- Brief:
Produce an exact copy of all the data below, dropping every image.

═════ Supplied data ═════

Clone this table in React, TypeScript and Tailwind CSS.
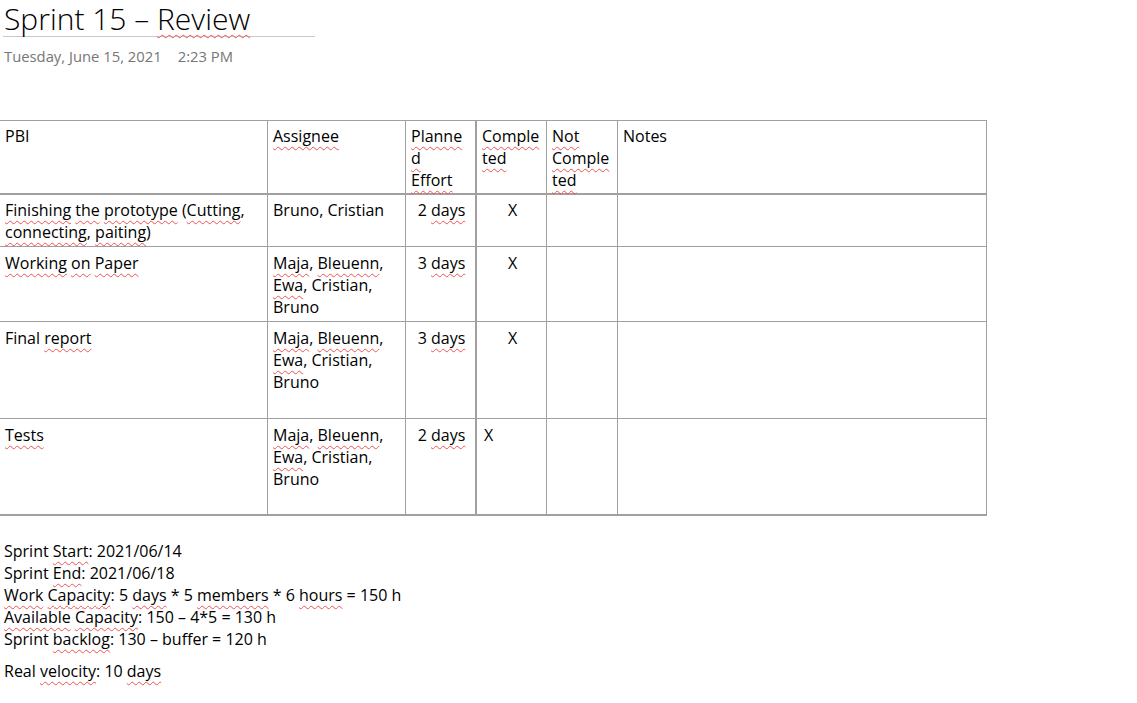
import React from "react";

// red squiggle under words flagged by the proofing tool
function S({ children }: { children: React.ReactNode }) {
  return (
    <span className="underline decoration-wavy decoration-[#f05252] decoration-1 underline-offset-[4px] [text-decoration-skip-ink:none]">
      {children}
    </span>
  );
}

function Cell({
  children,
  className = "",
}: {
  children?: React.ReactNode;
  className?: string;
}) {
  return (
    <div className={"border-[#a0a0a0] pl-[5px] pr-[3px] " + className}>
      {children}
    </div>
  );
}

export default function App() {
  return (
    <div className="min-h-screen bg-white text-black font-['Open_Sans',sans-serif] text-[16px] leading-[22px]">
      <div className="ml-[3px] w-[312px] border-b border-[#c8c8c8] pl-[1px] pt-[2px]">
        <h1 className="text-[30px] leading-[34px] font-light">
          Sprint 15 – <S>Review</S>
        </h1>
      </div>
      <div className="mt-[9px] pl-[4px] text-[14.8px] leading-[20px] text-[#767676] flex gap-[16px]">
        <span>Tuesday, June 15, 2021</span>
        <span>2:23 PM</span>
      </div>

      <div className="mt-[54px] w-[987px] border-t border-[#a0a0a0] grid grid-cols-[268px_138px_71px_70px_71px_369px] grid-rows-[74px_52px_75px_97px_97px]">
        {/* header */}
        <Cell className="border-r border-b-2 pt-[4px]">PBI</Cell>
        <Cell className="border-r border-b-2 pt-[4px]">
          <S>Assignee</S>
        </Cell>
        <Cell className="border-r-2 border-b-2 pt-[4px]">
          <S>Planne</S>
          <br />
          <S>d</S>
          <br />
          <S>Effort</S>
        </Cell>
        <Cell className="border-r border-b-2 pt-[4px]">
          <S>Comple</S>
          <br />
          <S>ted</S>
        </Cell>
        <Cell className="border-r border-b-2 pt-[4px]">
          <S>Not</S>
          <br />
          <S>Comple</S>
          <br />
          <S>ted</S>
        </Cell>
        <Cell className="border-r border-b-2 pt-[4px]">Notes</Cell>

        {/* row 1 */}
        <Cell className="border-r border-b pt-[4px]">
          <S>Finishing</S> <S>the</S> <S>prototype</S> (<S>Cutting</S>,
          <br />
          <S>connecting</S>, <S>paiting</S>)
        </Cell>
        <Cell className="border-r border-b pt-[4px]">Bruno, Cristian</Cell>
        <Cell className="border-r-2 border-b pt-[4px] text-center">
          2 <S>days</S>
        </Cell>
        <Cell className="border-r border-b pt-[4px] text-center">X</Cell>
        <Cell className="border-r border-b" />
        <Cell className="border-r border-b" />

        {/* row 2 */}
        <Cell className="border-r border-b pt-[5px]">
          <S>Working</S> <S>on</S> <S>Paper</S>
        </Cell>
        <Cell className="border-r border-b pt-[5px]">
          <S>Maja</S>, <S>Bleuenn</S>,
          <br />
          <S>Ewa</S>, Cristian,
          <br />
          Bruno
        </Cell>
        <Cell className="border-r-2 border-b pt-[5px] text-center">
          3 <S>days</S>
        </Cell>
        <Cell className="border-r border-b pt-[5px] text-center">X</Cell>
        <Cell className="border-r border-b" />
        <Cell className="border-r border-b" />

        {/* row 3 */}
        <Cell className="border-r border-b pt-[5px]">
          Final <S>report</S>
        </Cell>
        <Cell className="border-r border-b pt-[5px]">
          <S>Maja</S>, <S>Bleuenn</S>,
          <br />
          <S>Ewa</S>, Cristian,
          <br />
          Bruno
        </Cell>
        <Cell className="border-r-2 border-b pt-[5px] text-center">
          3 <S>days</S>
        </Cell>
        <Cell className="border-r border-b pt-[5px] text-center">X</Cell>
        <Cell className="border-r border-b" />
        <Cell className="border-r border-b" />

        {/* row 4 */}
        <Cell className="border-r border-b-2 pt-[5px]">
          <S>Tests</S>
        </Cell>
        <Cell className="border-r border-b-2 pt-[5px]">
          <S>Maja</S>, <S>Bleuenn</S>,
          <br />
          <S>Ewa</S>, Cristian,
          <br />
          Bruno
        </Cell>
        <Cell className="border-r-2 border-b-2 pt-[5px] text-center">
          2 <S>days</S>
        </Cell>
        <Cell className="border-r border-b-2 pt-[5px] pl-[7px]">X</Cell>
        <Cell className="border-r border-b-2" />
        <Cell className="border-r border-b-2" />
      </div>

      <div className="mt-[24px] pl-[4px]">
        <p>
          Sprint <S>Start</S>: 2021/06/14
        </p>
        <p>
          Sprint <S>End</S>: 2021/06/18
        </p>
        <p>
          <S>Work</S> <S>Capacity</S>: 5 <S>days</S> * 5 <S>members</S> * 6{" "}
          <S>hours</S> = 150 h
        </p>
        <p>
          <S>Available</S> <S>Capacity</S>: 150 – 4*5 = 130 h
        </p>
        <p>
          Sprint <S>backlog</S>: 130 – buffer = 120 h
        </p>
        <p className="mt-[10px]">
          Real <S>velocity</S>: 10 <S>days</S>
        </p>
      </div>
    </div>
  );
}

═════

- Solution for this exercise:
Clone this table in React, TypeScript and Tailwind CSS.
import React from "react";

// red squiggle under words flagged by the proofing tool
function S({ children }: { children: React.ReactNode }) {
  return (
    <span className="underline decoration-wavy decoration-[#f05252] decoration-1 underline-offset-[4px] [text-decoration-skip-ink:none]">
      {children}
    </span>
  );
}

function Cell({
  children,
  className = "",
}: {
  children?: React.ReactNode;
  className?: string;
}) {
  return (
    <div className={"border-[#a0a0a0] pl-[5px] pr-[3px] " + className}>
      {children}
    </div>
  );
}

export default function App() {
  return (
    <div className="min-h-screen bg-white text-black font-['Open_Sans',sans-serif] text-[16px] leading-[22px]">
      <div className="ml-[3px] w-[312px] border-b border-[#c8c8c8] pl-[1px] pt-[2px]">
        <h1 className="text-[30px] leading-[34px] font-light">
          Sprint 15 – <S>Review</S>
        </h1>
      </div>
      <div className="mt-[9px] pl-[4px] text-[14.8px] leading-[20px] text-[#767676] flex gap-[16px]">
        <span>Tuesday, June 15, 2021</span>
        <span>2:23 PM</span>
      </div>

      <div className="mt-[54px] w-[987px] border-t border-[#a0a0a0] grid grid-cols-[268px_138px_71px_70px_71px_369px] grid-rows-[74px_52px_75px_97px_97px]">
        {/* header */}
        <Cell className="border-r border-b-2 pt-[4px]">PBI</Cell>
        <Cell className="border-r border-b-2 pt-[4px]">
          <S>Assignee</S>
        </Cell>
        <Cell className="border-r-2 border-b-2 pt-[4px]">
          <S>Planne</S>
          <br />
          <S>d</S>
          <br />
          <S>Effort</S>
        </Cell>
        <Cell className="border-r border-b-2 pt-[4px]">
          <S>Comple</S>
          <br />
          <S>ted</S>
        </Cell>
        <Cell className="border-r border-b-2 pt-[4px]">
          <S>Not</S>
          <br />
          <S>Comple</S>
          <br />
          <S>ted</S>
        </Cell>
        <Cell className="border-r border-b-2 pt-[4px]">Notes</Cell>

        {/* row 1 */}
        <Cell className="border-r border-b pt-[4px]">
          <S>Finishing</S> <S>the</S> <S>prototype</S> (<S>Cutting</S>,
          <br />
          <S>connecting</S>, <S>paiting</S>)
        </Cell>
        <Cell className="border-r border-b pt-[4px]">Bruno, Cristian</Cell>
        <Cell className="border-r-2 border-b pt-[4px] text-center">
          2 <S>days</S>
        </Cell>
        <Cell className="border-r border-b pt-[4px] text-center">X</Cell>
        <Cell className="border-r border-b" />
        <Cell className="border-r border-b" />

        {/* row 2 */}
        <Cell className="border-r border-b pt-[5px]">
          <S>Working</S> <S>on</S> <S>Paper</S>
        </Cell>
        <Cell className="border-r border-b pt-[5px]">
          <S>Maja</S>, <S>Bleuenn</S>,
          <br />
          <S>Ewa</S>, Cristian,
          <br />
          Bruno
        </Cell>
        <Cell className="border-r-2 border-b pt-[5px] text-center">
          3 <S>days</S>
        </Cell>
        <Cell className="border-r border-b pt-[5px] text-center">X</Cell>
        <Cell className="border-r border-b" />
        <Cell className="border-r border-b" />

        {/* row 3 */}
        <Cell className="border-r border-b pt-[5px]">
          Final <S>report</S>
        </Cell>
        <Cell className="border-r border-b pt-[5px]">
          <S>Maja</S>, <S>Bleuenn</S>,
          <br />
          <S>Ewa</S>, Cristian,
          <br />
          Bruno
        </Cell>
        <Cell className="border-r-2 border-b pt-[5px] text-center">
          3 <S>days</S>
        </Cell>
        <Cell className="border-r border-b pt-[5px] text-center">X</Cell>
        <Cell className="border-r border-b" />
        <Cell className="border-r border-b" />

        {/* row 4 */}
        <Cell className="border-r border-b-2 pt-[5px]">
          <S>Tests</S>
        </Cell>
        <Cell className="border-r border-b-2 pt-[5px]">
          <S>Maja</S>, <S>Bleuenn</S>,
          <br />
          <S>Ewa</S>, Cristian,
          <br />
          Bruno
        </Cell>
        <Cell className="border-r-2 border-b-2 pt-[5px] text-center">
          2 <S>days</S>
        </Cell>
        <Cell className="border-r border-b-2 pt-[5px] pl-[7px]">X</Cell>
        <Cell className="border-r border-b-2" />
        <Cell className="border-r border-b-2" />
      </div>

      <div className="mt-[24px] pl-[4px]">
        <p>
          Sprint <S>Start</S>: 2021/06/14
        </p>
        <p>
          Sprint <S>End</S>: 2021/06/18
        </p>
        <p>
          <S>Work</S> <S>Capacity</S>: 5 <S>days</S> * 5 <S>members</S> * 6{" "}
          <S>hours</S> = 150 h
        </p>
        <p>
          <S>Available</S> <S>Capacity</S>: 150 – 4*5 = 130 h
        </p>
        <p>
          Sprint <S>backlog</S>: 130 – buffer = 120 h
        </p>
        <p className="mt-[10px]">
          Real <S>velocity</S>: 10 <S>days</S>
        </p>
      </div>
    </div>
  );
}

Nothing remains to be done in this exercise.